╭──

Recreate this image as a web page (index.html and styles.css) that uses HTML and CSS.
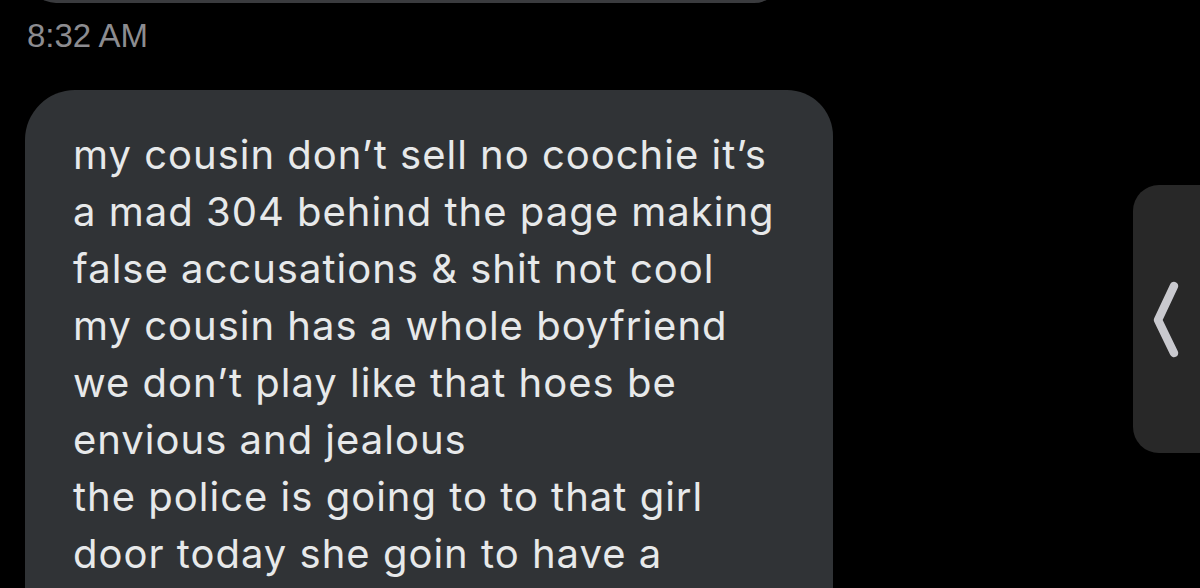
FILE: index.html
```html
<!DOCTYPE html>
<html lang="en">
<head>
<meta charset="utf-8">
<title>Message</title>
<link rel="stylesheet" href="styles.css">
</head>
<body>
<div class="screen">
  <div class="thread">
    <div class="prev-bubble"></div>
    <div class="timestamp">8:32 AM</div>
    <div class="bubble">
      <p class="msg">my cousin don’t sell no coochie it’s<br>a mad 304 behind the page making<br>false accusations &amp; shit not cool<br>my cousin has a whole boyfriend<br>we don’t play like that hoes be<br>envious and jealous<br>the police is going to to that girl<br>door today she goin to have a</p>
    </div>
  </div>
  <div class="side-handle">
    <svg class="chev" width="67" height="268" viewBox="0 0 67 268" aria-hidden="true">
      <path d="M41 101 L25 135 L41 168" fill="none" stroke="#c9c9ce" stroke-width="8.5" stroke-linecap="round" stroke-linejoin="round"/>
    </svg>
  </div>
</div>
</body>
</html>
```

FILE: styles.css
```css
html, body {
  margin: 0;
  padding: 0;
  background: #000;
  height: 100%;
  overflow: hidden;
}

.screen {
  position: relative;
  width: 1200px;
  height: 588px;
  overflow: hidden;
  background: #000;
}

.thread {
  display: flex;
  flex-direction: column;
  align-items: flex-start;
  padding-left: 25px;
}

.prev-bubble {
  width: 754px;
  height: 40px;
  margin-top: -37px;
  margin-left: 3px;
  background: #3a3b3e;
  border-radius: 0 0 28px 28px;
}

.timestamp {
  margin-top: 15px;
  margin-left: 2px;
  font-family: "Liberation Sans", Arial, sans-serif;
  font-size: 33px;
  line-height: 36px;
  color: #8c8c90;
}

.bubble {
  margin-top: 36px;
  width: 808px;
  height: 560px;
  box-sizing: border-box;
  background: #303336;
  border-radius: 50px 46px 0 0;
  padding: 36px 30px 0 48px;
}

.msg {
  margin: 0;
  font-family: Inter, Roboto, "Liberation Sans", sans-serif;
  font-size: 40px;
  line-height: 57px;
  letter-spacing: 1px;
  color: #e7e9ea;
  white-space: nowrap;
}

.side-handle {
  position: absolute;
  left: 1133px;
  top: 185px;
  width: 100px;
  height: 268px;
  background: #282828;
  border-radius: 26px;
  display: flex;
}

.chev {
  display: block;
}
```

╰──

# Requirements:
Keep the pictures out of the copy and write out the data exactly as it stands.

# Finished task:
Recreate this image as a web page (index.html and styles.css) that uses HTML and CSS.
FILE: index.html
```html
<!DOCTYPE html>
<html lang="en">
<head>
<meta charset="utf-8">
<title>Message</title>
<link rel="stylesheet" href="styles.css">
</head>
<body>
<div class="screen">
  <div class="thread">
    <div class="prev-bubble"></div>
    <div class="timestamp">8:32 AM</div>
    <div class="bubble">
      <p class="msg">my cousin don’t sell no coochie it’s<br>a mad 304 behind the page making<br>false accusations &amp; shit not cool<br>my cousin has a whole boyfriend<br>we don’t play like that hoes be<br>envious and jealous<br>the police is going to to that girl<br>door today she goin to have a</p>
    </div>
  </div>
  <div class="side-handle">
    <svg class="chev" width="67" height="268" viewBox="0 0 67 268" aria-hidden="true">
      <path d="M41 101 L25 135 L41 168" fill="none" stroke="#c9c9ce" stroke-width="8.5" stroke-linecap="round" stroke-linejoin="round"/>
    </svg>
  </div>
</div>
</body>
</html>
```

FILE: styles.css
```css
html, body {
  margin: 0;
  padding: 0;
  background: #000;
  height: 100%;
  overflow: hidden;
}

.screen {
  position: relative;
  width: 1200px;
  height: 588px;
  overflow: hidden;
  background: #000;
}

.thread {
  display: flex;
  flex-direction: column;
  align-items: flex-start;
  padding-left: 25px;
}

.prev-bubble {
  width: 754px;
  height: 40px;
  margin-top: -37px;
  margin-left: 3px;
  background: #3a3b3e;
  border-radius: 0 0 28px 28px;
}

.timestamp {
  margin-top: 15px;
  margin-left: 2px;
  font-family: "Liberation Sans", Arial, sans-serif;
  font-size: 33px;
  line-height: 36px;
  color: #8c8c90;
}

.bubble {
  margin-top: 36px;
  width: 808px;
  height: 560px;
  box-sizing: border-box;
  background: #303336;
  border-radius: 50px 46px 0 0;
  padding: 36px 30px 0 48px;
}

.msg {
  margin: 0;
  font-family: Inter, Roboto, "Liberation Sans", sans-serif;
  font-size: 40px;
  line-height: 57px;
  letter-spacing: 1px;
  color: #e7e9ea;
  white-space: nowrap;
}

.side-handle {
  position: absolute;
  left: 1133px;
  top: 185px;
  width: 100px;
  height: 268px;
  background: #282828;
  border-radius: 26px;
  display: flex;
}

.chev {
  display: block;
}
```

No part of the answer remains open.